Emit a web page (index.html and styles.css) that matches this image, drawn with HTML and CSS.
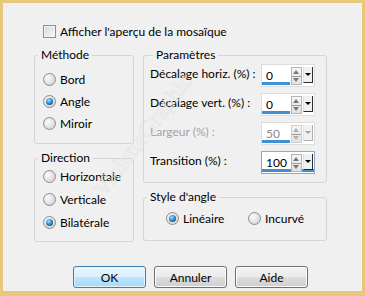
FILE: index.html
```html
<!DOCTYPE html>
<html lang="fr">
<head>
  <meta charset="UTF-8">
  <link rel="stylesheet" href="styles.css">
  <title>Mosaïque</title>
</head>
<body>
  <div class="frame">
    <label class="check-row"><span class="checkbox"></span>Afficher l'aperçu de la mosaïque</label>

    <div class="columns">
      <div class="col-left">
        <fieldset class="group method">
          <legend>Méthode</legend>
          <div class="option"><span class="radio"></span>Bord</div>
          <div class="option"><span class="radio on"></span>Angle</div>
          <div class="option"><span class="radio"></span>Miroir</div>
        </fieldset>
        <fieldset class="group direction">
          <legend>Direction</legend>
          <div class="option"><span class="radio"></span>Horizontale</div>
          <div class="option"><span class="radio"></span>Verticale</div>
          <div class="option"><span class="radio on"></span>Bilatérale</div>
        </fieldset>
      </div>

      <div class="col-right">
        <fieldset class="group params">
          <legend>Paramètres</legend>
          <div class="field">
            <span class="label">Décalage horiz. (%) :</span>
            <div class="spin"><span class="value">0</span><span class="bar"></span><span class="arrows"><i class="up"></i><i class="down"></i></span><span class="drop"></span></div>
          </div>
          <div class="field">
            <span class="label">Décalage vert. (%) :</span>
            <div class="spin"><span class="value">0</span><span class="bar"></span><span class="arrows"><i class="up"></i><i class="down"></i></span><span class="drop"></span></div>
          </div>
          <div class="field disabled">
            <span class="label">Largeur (%) :</span>
            <div class="spin"><span class="value">50</span><span class="bar"></span><span class="arrows"><i class="up"></i><i class="down"></i></span><span class="drop"></span></div>
          </div>
          <div class="field">
            <span class="label">Transition (%) :</span>
            <div class="spin focus"><span class="value">100</span><span class="bar"></span><span class="arrows"><i class="up"></i><i class="down"></i></span><span class="drop"></span></div>
          </div>
        </fieldset>
        <fieldset class="group style">
          <legend>Style d'angle</legend>
          <div class="inline-options">
            <div class="option"><span class="radio on"></span>Linéaire</div>
            <div class="option"><span class="radio"></span>Incurvé</div>
          </div>
        </fieldset>
      </div>
    </div>

    <div class="buttons">
      <button class="default">OK</button>
      <button>Annuler</button>
      <button>Aide</button>
    </div>

    <span class="watermark">VioletteGraphic</span>
  </div>
</body>
</html>
```

FILE: styles.css
```css
body {
  margin: 0;
  font-family: Lato, "Noto Sans", sans-serif;
  font-size: 12px;
  color: #000;
}

.frame {
  position: relative;
  width: 365px;
  height: 296px;
  box-sizing: border-box;
  border: 3px solid #e8c87c;
  border-bottom-width: 5px;
  background-color: #f0f0f0;
  padding: 22px 0 0 31px;
  overflow: hidden;
}

.check-row {
  display: flex;
  align-items: center;
  height: 13px;
  margin-left: 9px;
  line-height: 13px;
  white-space: nowrap;
}

.checkbox {
  width: 11px;
  height: 11px;
  border: 1px solid #8e8f8f;
  background: linear-gradient(135deg, #d8d8d8, #f7f7f7);
  box-shadow: inset 0 0 0 1px #f4f4f4;
  margin-right: 4px;
}

.columns {
  display: flex;
  gap: 9px;
  margin-top: 10px;
}

.col-left {
  display: flex;
  flex-direction: column;
  gap: 7px;
  width: 100px;
}

.col-right {
  display: flex;
  flex-direction: column;
  gap: 7px;
  width: 184px;
}

.group {
  margin: 0;
  padding: 0;
  border: 1px solid #d5d5d5;
  border-radius: 3px;
  box-sizing: border-box;
  min-width: 0;
}

.group legend {
  margin-left: 3px;
  padding: 0 3px;
  line-height: 14px;
}

.method { height: 96px; padding-top: 6px; }
.direction { height: 91px; padding-top: 0; }
.params { height: 135px; padding: 2px 11px 0 6px; }
.style { height: 51px; padding-top: 3px; }

.option {
  display: flex;
  align-items: center;
  height: 22px;
  padding-left: 8px;
  white-space: nowrap;
}

.direction .option { height: 23px; }

.radio {
  position: relative;
  width: 11px;
  height: 11px;
  border: 1px solid #8c8c8c;
  border-radius: 50%;
  background: radial-gradient(circle at 35% 35%, #fbfbfb, #dadada 70%, #cfcfcf);
  margin-right: 4px;
  flex: none;
}

.radio.on::after {
  content: "";
  position: absolute;
  left: 2px;
  top: 2px;
  width: 7px;
  height: 7px;
  border-radius: 50%;
  background: radial-gradient(circle at 40% 35%, #a8e4ff, #2f8ed0 45%, #0b3f73 90%);
}

.inline-options {
  display: flex;
  padding-left: 14px;
}

.inline-options .option:first-child { width: 74px; }

.field {
  display: flex;
  align-items: center;
  justify-content: space-between;
  height: 23px;
  margin-bottom: 6px;
}

.field .label {
  padding-bottom: 4px;
  white-space: nowrap;
}

.field.disabled .label { color: #a3a3a3; }

.spin {
  position: relative;
  flex: none;
  width: 54px;
  height: 23px;
  box-sizing: border-box;
  border: 1px solid #dcdcdc;
  background: #fff;
}

.spin.focus { border-color: #8fa8c8; }

.spin .value {
  position: absolute;
  left: 4px;
  top: 4px;
  line-height: 14px;
}

.disabled .spin .value { color: #8a8a8a; }

.spin .bar {
  position: absolute;
  left: 0;
  bottom: 1px;
  width: 28px;
  height: 3px;
  background: #3f8fd4;
}

.spin.focus .bar { width: 52px; }

.spin .arrows {
  position: absolute;
  left: 29px;
  top: 2px;
  width: 9px;
  height: 16px;
  border: 1px solid #b5b5b5;
  background: linear-gradient(#f6f6f6, #e2e2e2);
  display: flex;
  flex-direction: column;
}

.arrows i {
  flex: 1;
  position: relative;
}

.arrows .up { border-bottom: 1px solid #9a9a9a; }

.arrows i::after {
  content: "";
  position: absolute;
  left: 1px;
  top: 2px;
  border-left: 3.5px solid transparent;
  border-right: 3.5px solid transparent;
}

.arrows .up::after { border-bottom: 4px solid #777; }
.arrows .down::after { border-top: 4px solid #777; top: 1px; }

.spin .drop {
  position: absolute;
  left: 41px;
  top: 2px;
  width: 8px;
  height: 15px;
  background: #f0f0f0;
  border-right: 1px solid #2b2b2b;
  border-bottom: 1px solid #2b2b2b;
  border-left: 1px solid #e0e0e0;
}

.spin .drop::after {
  content: "";
  position: absolute;
  left: 1px;
  top: 6px;
  border-left: 3px solid transparent;
  border-right: 3px solid transparent;
  border-top: 3px solid #000;
}

.disabled .arrows { border-color: #cfcfcf; }
.disabled .arrows .up::after { border-bottom-color: #b0b0b0; }
.disabled .arrows .down::after { border-top-color: #b0b0b0; }
.disabled .drop { border-right-color: #b0b0b0; border-bottom-color: #b0b0b0; }
.disabled .drop::after { border-top-color: #a0a0a0; }

.buttons {
  display: flex;
  gap: 8px;
  margin: 24px 0 0 39px;
}

button {
  width: 73px;
  height: 22px;
  padding: 0;
  font-family: inherit;
  font-size: 12px;
  color: #000;
  border: 1px solid #707070;
  border-radius: 3px;
  background: linear-gradient(#f2f2f2, #ebebeb 50%, #dddddd 50%, #cfcfcf);
  box-shadow: inset 0 0 0 1px #fcfcfc;
}

button.default {
  border-color: #3c7fb1;
  background: linear-gradient(#eaf6fd, #d9f0fc 50%, #bee6fd 50%, #a7d9f5);
  box-shadow: inset 0 0 0 1px #e6f4fc;
}

.watermark {
  position: absolute;
  left: 96px;
  top: 178px;
  font-family: "Liberation Serif", serif;
  font-size: 23px;
  color: transparent;
  -webkit-text-stroke: 0.5px #e2e2e2;
  transform: rotate(-53deg);
  transform-origin: left center;
  white-space: nowrap;
  pointer-events: none;
}
```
---
The exercise ::
Return each line with "styles".

Solution to this problem ::
Emit a web page (index.html and styles.css) that matches this image, drawn with HTML and CSS.
  <link rel="stylesheet" href="styles.css">
FILE: styles.css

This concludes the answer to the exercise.